Chapter IV governs the guarantees and remedies available to migrants. They have the right to be informed of the procedures concerning them and of the possibility of challenging the measures adopted against them. Free legal assistance from a qualified professional is provided for, but only upon request and subject to the migrant's financial means. The time limit for challenging decisions is set at a maximum of 14 days. The most controversial provision concerns the suspensive effect of appeals: the European Parliament has established that a challenge does not automatically suspend the execution of the return measure, leaving the decision to the discretion of the judge. This provision, combined with the very short time limits for lodging an appeal, renders the guarantees largely ineffective in practice.

Administrative detention

Administrative detention may be ordered in a number of cases, including the risk of absconding, failure to cooperate with the authorities, a threat to security, and the need to establish the migrant's identity. The risk of absconding may be presumed on the basis of a variety of behaviours and predictive assessments. The maximum duration of detention is set at 12 months, extendable by a further 12 months in certain circumstances, with the exception of dangerous migrants who may be detained for an indefinite period. Detention conditions provide for access to outdoor spaces and the possibility of contacting family members and lawyers, but States have broad discretionary powers to impose restrictions, including when faced with an increasing number of proceedings. Minors and families with minors may be detained only as a measure of last resort, but are not explicitly excluded from detention.
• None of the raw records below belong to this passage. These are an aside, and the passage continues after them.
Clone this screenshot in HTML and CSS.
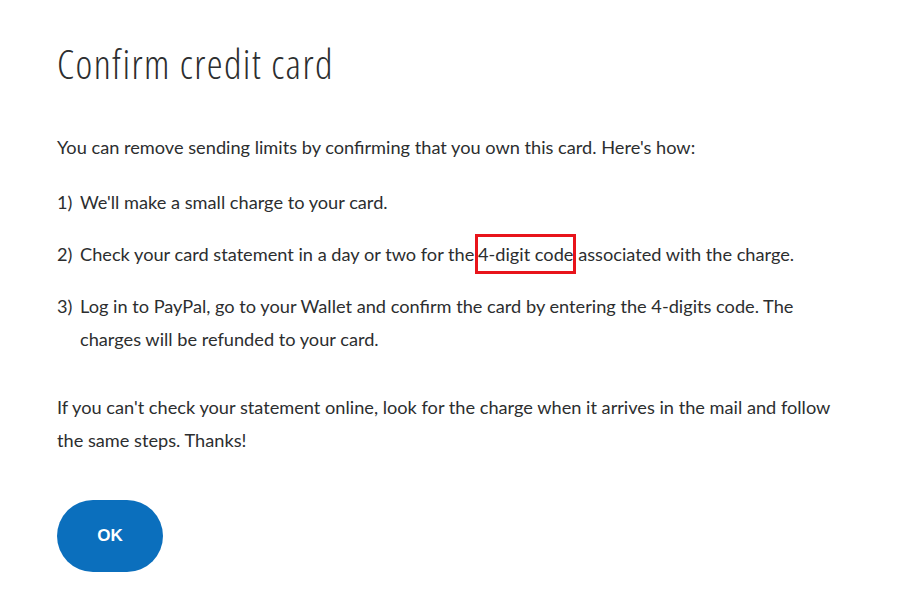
FILE: index.html
```html
<!DOCTYPE html>
<html lang="en">
<head>
    <meta charset="UTF-8">
    <meta name="viewport" content="width=device-width, initial-scale=1.0">
    <title>Confirm credit card</title>
    <link rel="stylesheet" href="styles.css">
</head>
<body>
    <main class="dialog">
        <h1 class="dialog-title">Confirm credit card</h1>

        <p class="dialog-intro">You can remove sending limits by confirming that you own this card. Here's how:</p>

        <ol class="steps">
            <li class="step">
                <span class="step-num">1)</span>
                <span class="step-text">We'll make a small charge to your card.</span>
            </li>
            <li class="step">
                <span class="step-num">2)</span>
                <span class="step-text">Check your card statement in a day or two for the <span class="highlight">4-digit code</span> associated with the charge.</span>
            </li>
            <li class="step">
                <span class="step-num">3)</span>
                <span class="step-text">Log in to PayPal, go to your Wallet and confirm the card by entering the 4-digits code. The charges will be refunded to your card.</span>
            </li>
        </ol>

        <p class="dialog-note">If you can't check your statement online, look for the charge when it arrives in the mail and follow the same steps. Thanks!</p>

        <button type="button" class="ok-btn">OK</button>
    </main>
</body>
</html>
```
FILE: styles.css
```css
body {
    margin: 0;
    background-color: #fff;
    color: #2c2e2f;
    font-family: Lato, "Open Sans", sans-serif;
}
.dialog {
    width: 790px;
    padding: 40px 0 0 57px;
}
.dialog-title {
    margin: 0;
    font-family: "Open Sans", sans-serif;
    font-size: 40px;
    font-weight: 300;
    font-stretch: 75%;
    letter-spacing: 1.4px;
    line-height: 48px;
    color: #2c2e2f;
}
.dialog-intro,
.dialog-note,
.step {
    font-size: 18.2px;
    line-height: 33px;
}
.dialog-intro {
    margin: 43px 0 0;
}
.steps {
    list-style: none;
    margin: 22px 0 0;
    padding: 0;
}
.step {
    display: flex;
    margin-bottom: 19px;
}
.step:last-child {
    margin-bottom: 0;
}
.step-num {
    flex: 0 0 23px;
}
.highlight {
    border: 3px solid #e8141b;
    padding: 6px 0;
    margin: 0 -3px 0 -4px;
}
.dialog-note {
    margin: 35px 0 0;
}
.ok-btn {
    display: block;
    margin-top: 43px;
    width: 106px;
    height: 72px;
    border: none;
    border-radius: 36px;
    background-color: #0b6fbd;
    color: #fff;
    font-family: "Liberation Sans", Arial, sans-serif;
    font-size: 17px;
    font-weight: 700;
    cursor: pointer;
}
```
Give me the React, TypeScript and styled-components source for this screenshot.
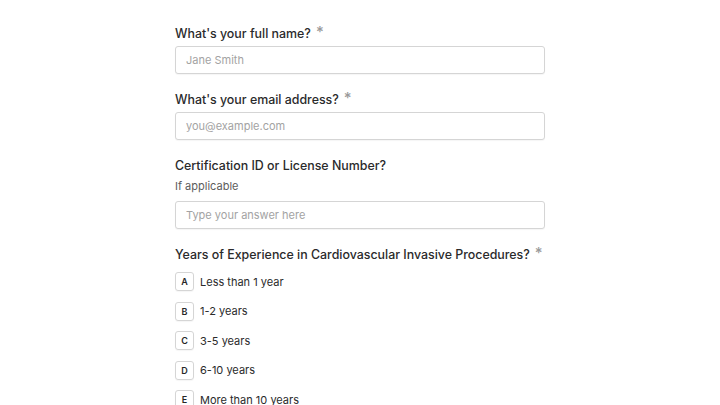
import styled, { createGlobalStyle } from "styled-components";

const GlobalStyle = createGlobalStyle`
  html, body {
    margin: 0;
    padding: 0;
    background: #ffffff;
  }
  body {
    font-family: Inter, "Noto Sans", "Liberation Sans", sans-serif;
    color: #262627;
  }
`;

const Page = styled.div`
  width: 720px;
  height: 405px;
  overflow: hidden;
  display: flex;
  justify-content: center;
`;

const Form = styled.form`
  width: 370px;
  padding-top: 24px;
  display: flex;
  flex-direction: column;
  gap: 16px;
`;

const Field = styled.div`
  display: flex;
  flex-direction: column;
`;

const Label = styled.label<{ $tight?: boolean }>`
  display: block;
  height: 20px;
  font-size: 12.4px;
  line-height: 20px;
  font-weight: 500;
  color: #2a2a2b;
  margin-bottom: ${(p) => (p.$tight ? 0 : 2)}px;
  white-space: nowrap;
`;

const Star = styled.span`
  display: inline-block;
  color: #9a9a9a;
  font-size: 15px;
  line-height: 0;
  margin-left: 5px;
  vertical-align: top;
  position: relative;
  top: 8px;
`;

const Hint = styled.div`
  font-size: 11px;
  line-height: 18px;
  color: #5c5c5c;
  margin: 1px 0 6px;
`;

const Input = styled.input`
  box-sizing: border-box;
  height: 28px;
  width: 100%;
  padding: 0 10px;
  border: 1px solid #d5d5d5;
  border-radius: 3px;
  box-shadow: 0 1px 1px rgba(0, 0, 0, 0.04);
  font-family: inherit;
  font-size: 11px;
  color: #262627;
  outline: none;
  &::placeholder {
    color: #a3a3a3;
  }
`;

const Options = styled.div`
  display: flex;
  flex-direction: column;
  gap: 10.6px;
  margin-top: 5px;
`;

const Option = styled.div`
  display: flex;
  align-items: center;
  gap: 6px;
  height: 19px;
  font-size: 11px;
  color: #2a2a2b;
`;

const Key = styled.span`
  box-sizing: border-box;
  width: 19px;
  height: 19px;
  border: 1px solid #d5d5d5;
  border-radius: 3px;
  display: flex;
  align-items: center;
  justify-content: center;
  font-size: 9px;
  font-weight: 600;
  color: #262627;
  box-shadow: 0 1px 1px rgba(0, 0, 0, 0.04);
`;

const years = [
  ["A", "Less than 1 year"],
  ["B", "1-2 years"],
  ["C", "3-5 years"],
  ["D", "6-10 years"],
  ["E", "More than 10 years"],
];

export default function App() {
  return (
    <Page>
      <GlobalStyle />
      <Form onSubmit={(e) => e.preventDefault()}>
        <Field>
          <Label>
            What's your full name?<Star>*</Star>
          </Label>
          <Input placeholder="Jane Smith" />
        </Field>
        <Field>
          <Label>
            What's your email address?<Star>*</Star>
          </Label>
          <Input placeholder="you@example.com" />
        </Field>
        <Field>
          <Label $tight>Certification ID or License Number?</Label>
          <Hint>If applicable</Hint>
          <Input placeholder="Type your answer here" />
        </Field>
        <Field>
          <Label>
            Years of Experience in Cardiovascular Invasive Procedures?<Star>*</Star>
          </Label>
          <Options>
            {years.map(([k, t]) => (
              <Option key={k}>
                <Key>{k}</Key>
                {t}
              </Option>
            ))}
          </Options>
        </Field>
      </Form>
    </Page>
  );
}
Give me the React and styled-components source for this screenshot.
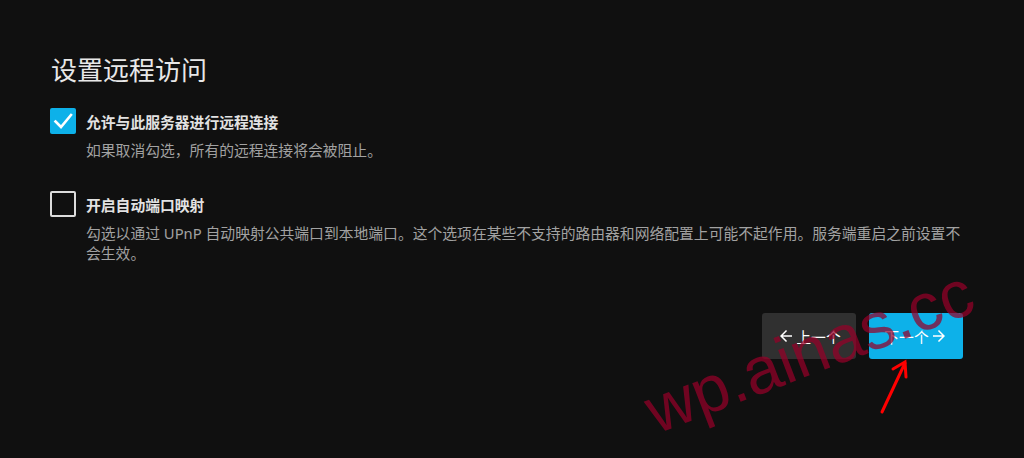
import React from "react";
import styled, { createGlobalStyle } from "styled-components";

const GlobalStyle = createGlobalStyle`
  html, body {
    margin: 0;
    padding: 0;
    background: #101010;
  }
  body {
    font-family: "Noto Sans", "Noto Sans CJK SC", sans-serif;
    -webkit-font-smoothing: antialiased;
  }
`;

const Page = styled.div`
  position: relative;
  height: 458px;
  overflow: hidden;
  background: #101010;
`;

const Wizard = styled.div`
  width: 912px;
  padding: 54px 0 0 51px;
`;

const Title = styled.h1`
  margin: 0 0 22px;
  font-size: 26px;
  line-height: 32px;
  font-weight: 400;
  color: #e8e8e8;
`;

const Field = styled.div`
  margin-bottom: ${(p) => p.spacing || 0}px;
`;

const CheckRow = styled.label`
  display: flex;
  align-items: center;
  gap: 10px;
  height: 26px;
  margin-left: -1px;
  cursor: pointer;
`;

const Box = styled.span`
  box-sizing: border-box;
  width: 26px;
  height: 26px;
  flex: none;
  border-radius: 2px;
  display: flex;
  align-items: center;
  justify-content: center;
  background: ${(p) => (p.checked ? "#0db1e9" : "transparent")};
  border: ${(p) => (p.checked ? "none" : "2px solid #dcdcdc")};
`;

const Label = styled.span`
  font-size: 14.8px;
  font-weight: 700;
  color: #e2e2e2;
  padding-top: 1px;
`;

const Description = styled.div`
  margin: 6px 0 0 35px;
  font-size: 14.8px;
  line-height: 20px;
  color: #a2a2a2;
`;

const Buttons = styled.div`
  display: flex;
  justify-content: flex-end;
  gap: 13px;
  margin-top: 50px;
`;

const Button = styled.button`
  width: 94px;
  height: 46px;
  border: none;
  border-radius: 3px;
  display: flex;
  align-items: center;
  justify-content: center;
  gap: 1px;
  padding: 0;
  font-family: inherit;
  font-size: 14.8px;
  color: #ffffff;
  background: ${(p) => (p.primary ? "#0db1e9" : "#303030")};
  cursor: pointer;
`;

const Watermark = styled.span`
  position: absolute;
  left: 809px;
  top: 351px;
  transform: translate(-50%, -50%) rotate(-21deg);
  font-family: "Liberation Sans", Arial, sans-serif;
  font-size: 66px;
  line-height: 1;
  white-space: nowrap;
  color: rgba(150, 0, 40, 0.72);
  pointer-events: none;
`;

const Pointer = styled.svg`
  position: absolute;
  left: 870px;
  top: 352px;
  pointer-events: none;
`;

const Check = () => (
  <svg width="26" height="26" viewBox="0 0 26 26">
    <path
      d="M5.5 13.5 L11 19 L21 7"
      fill="none"
      stroke="#fff"
      strokeWidth="2.6"
      strokeLinecap="square"
    />
  </svg>
);

const Arrow = ({ back }) => (
  <svg
    width="18"
    height="18"
    viewBox="0 0 24 24"
    style={back ? { transform: "scaleX(-1)" } : undefined}
  >
    <path
      fill="#fff"
      d="M12 4l-1.41 1.41L16.17 11H4v2h12.17l-5.58 5.59L12 20l8-8z"
    />
  </svg>
);

const Option = ({ checked, label, children, spacing }) => (
  <Field spacing={spacing}>
    <CheckRow>
      <Box checked={checked}>{checked && <Check />}</Box>
      <Label>{label}</Label>
    </CheckRow>
    <Description>{children}</Description>
  </Field>
);

export default function App() {
  return (
    <Page>
      <GlobalStyle />
      <Wizard>
        <Title>设置远程访问</Title>
        <Option checked label="允许与此服务器进行远程连接" spacing={31}>
          如果取消勾选，所有的远程连接将会被阻止。
        </Option>
        <Option label="开启自动端口映射">
          勾选以通过 UPnP
          自动映射公共端口到本地端口。这个选项在某些不支持的路由器和网络配置上可能不起作用。服务端重启之前设置不会生效。
        </Option>
        <Buttons>
          <Button>
            <Arrow back />
            <span>上一个</span>
          </Button>
          <Button primary>
            <span>下一个</span>
            <Arrow />
          </Button>
        </Buttons>
      </Wizard>
      <Watermark>wp.ainas.cc</Watermark>
      <Pointer width="50" height="70" viewBox="0 0 50 70">
        <g fill="none" stroke="#ff0000" strokeWidth="3" strokeLinecap="round">
          <path d="M12 60 L35 11" />
          <path d="M23 17 L35 10 L36 25" />
        </g>
      </Pointer>
    </Page>
  );
}
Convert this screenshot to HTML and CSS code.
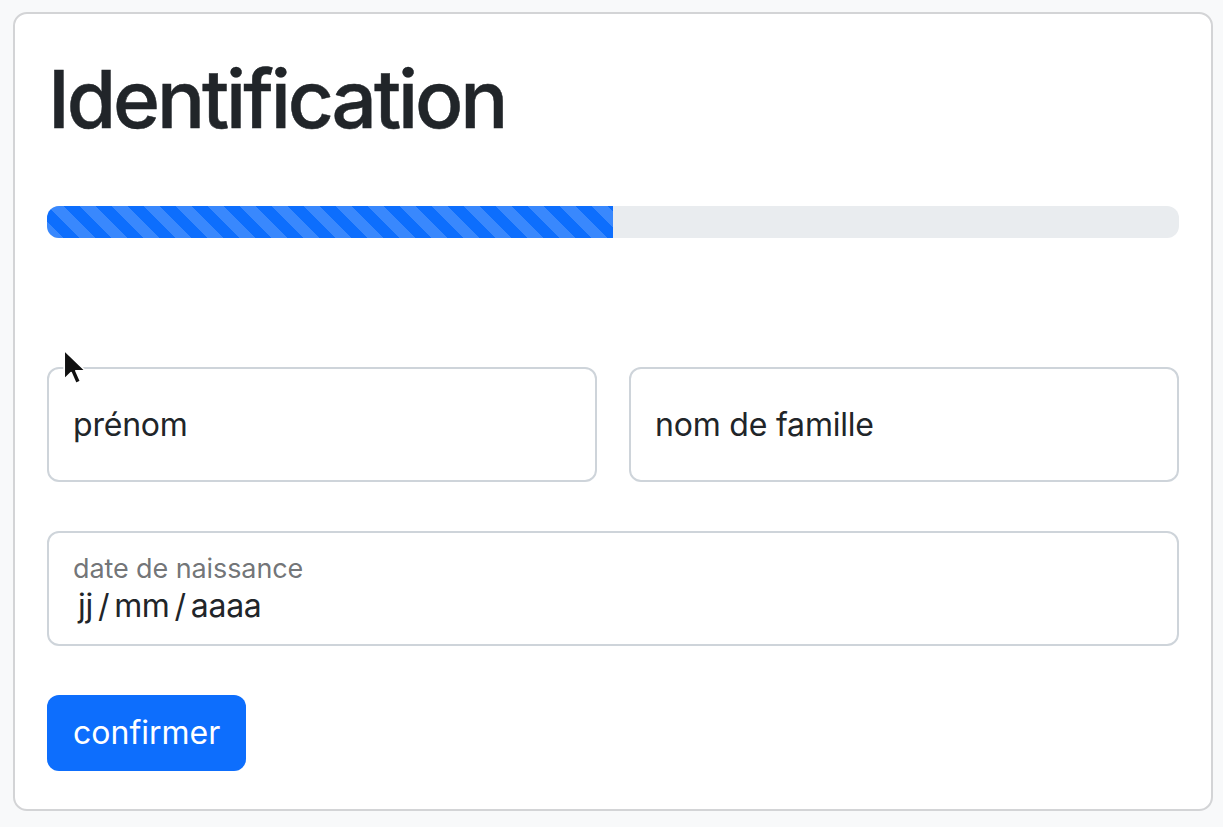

Readmission, inter-State cooperation and data exchange

The regulation also governs the procedure for the readmission of migrants to the destination State and provides for the possibility of drawing on Frontex's cooperation. The European Parliament has introduced an explicit link between readmission policies and EU policies on development, international trade and visas: poor cooperation by third countries in readmitting their irregular nationals could result in trade or visa restrictions. The regulation also provides for wide-ranging possibilities for Member States to exchange sensitive personal data relating to irregular migrants, including biometric data, information on criminal convictions and medical conditions, which may also be transmitted to third countries in compliance with the data protection regulation.

Final remarks

The regulation presents numerous problematic aspects from the perspective of the rights of irregular migrants. The maximum detention period of 24 months, extendable indefinitely for "dangerous" individuals, effectively amounts to a sentence without conviction. The absence of an automatic suspensive effect of judicial appeals, combined with the very short time limits for lodging them, renders the guarantees largely ineffective. Detention conditions leave broad discretionary powers to States, without adequate independent monitoring mechanisms. The outsourcing of migrant management to "return hubs" raises serious questions about the effective protection of human rights outside EU territory. Finally, the link between cooperation on readmission and diplomatic and commercial cooperation policies with third countries risks subordinating the protection of individual rights to purely geopolitical or economic considerations. Furthermore, as the European Economic and Social Committee observes in its opinion of September 2025, this "aggressive" return policy is not accompanied by equally vigorous measures to promote legal and safe migration pathways. All these aspects should be revisited in the course of the inter-institutional negotiations now opening between Parliament, the Commission and the Council. At the very least, an indication of a maximum duration of detention for "dangerous" migrants should be reintroduced, the duration of detention for others reduced to below 24 months, the suspensive effect of a judicial challenge to a removal order restored, and the exclusion of the detention measure for unaccompanied minors reinstated.